We can’t tell you how many messages we receive every day from mothers, pouring their hearts out over this visceral feeling of mum guilt. It’s one of the most recurring themes with guests that we interview on our podcast (Made by Mammas) demonstrating that it’s not a feeling exclusive to the ‘9 to 5’ mums but something we’ve all felt at various points during our parenting journey.
We feel guilty for leaving our kids in childcare, guilty for going to work, guilty for missing a school pick up, guilty for enjoying a child free coffee with our friends and God forbid you decided to go on a night out or weekend away! It’s a minefield of emotion that pings around our heads all day long, like a marble let loose on its run. Both of us have sobbed on the train to work, after dropping our kids off at nursery, desperately wanting the train to stop but knowing we long to get on with our lives too and we still have so much we want to achieve.
Of course, society’s comments and views on when the right time to return to work is, doesn’t help. Zoe recalls a DJ gig she took on, three weeks after Luna was born: 'The decision had not been taken lightly, but with a deep desire to continue to work and a financial need, I found myself behind the decks. A post on Instagram that night led to a total stranger demanding to know where my baby was? What did this person think? That I had left Luna alone? She of course, was with Dozza (her Dad) but comments like this, leave us feeling wracked with guilt and it takes a lot of time, work and processing to feel ok again.'
There is still a huge imbalance between genders and how we view roles as a parent. Georgia says, 'My husband James had to travel for work just three days after my first child Axel was born. I was 41 weeks pregnant and decided to be induced ahead of the trip so he wouldn’t miss the birth. I knew how big of a moment this was in his career and so was I more than happy for him to go. While he was away for those days, he was never questioned where his three-day old baby was. He was congratulated on his new role as a parent and could share pictures with colleagues. I’m not saying he didn’t feel guilty, he did, but that guilt wasn’t a result of outsider comments and the support he was shown helped to alleviate his guilt rather than add to it.”
Fast forward almost seven years and we’re happy to say we’ve left the so-called ‘mum guilt’ behind. We asked ourselves what we will want for our daughters if they decide to become parents one day. Will we want them to feel like we did? Like they’re an awful person for stepping away from the family to catch up with friends and in turn fill their own cup? Absolutely not, we hope if and when the time comes, we’ll be stepping in and encouraging them to still enjoy their lives. After all, we only get one. They say the best way to teach a child to do something is by modelling that behaviour and so if we hold back from doing the things we really want, what example is that setting and what message is that sending the next generation of mothers? Some might say we’re selfish but we’re just not willing to take on the burden on our mental health any longer. Our dreams and desires still matter and our life is still important when we become parents.
Now we spend our time on the podcast trying to empower other mothers to feel the same. Firstly, yes we have brought these tiny humans into the world and their needs will always be paramount but having a child doesn’t mean losing your identity and sacrificing the things you love.
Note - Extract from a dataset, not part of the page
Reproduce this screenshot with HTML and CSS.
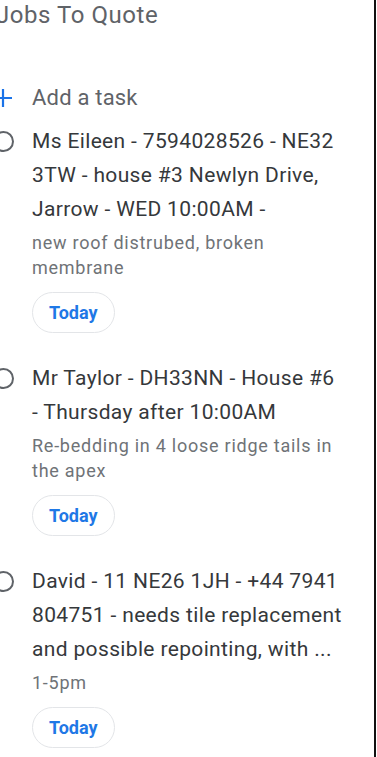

It IS ok to want to be away from your little one; to put yourself first for a while, to have a career that sets you on fire, to go dancing with friends, to take a weekend off being mum and see a different horizon. Your little one will grow in independence being away from you, they will form bonds with other people, friendships, resilience, a stronger sense of self. All in all they will thank you in the long run that they can be away from you, and you can be away from them. They will see you happy, fulfilled and able to enjoy your life outside of parenting.
This life isn’t just for our kids, it’s for us too.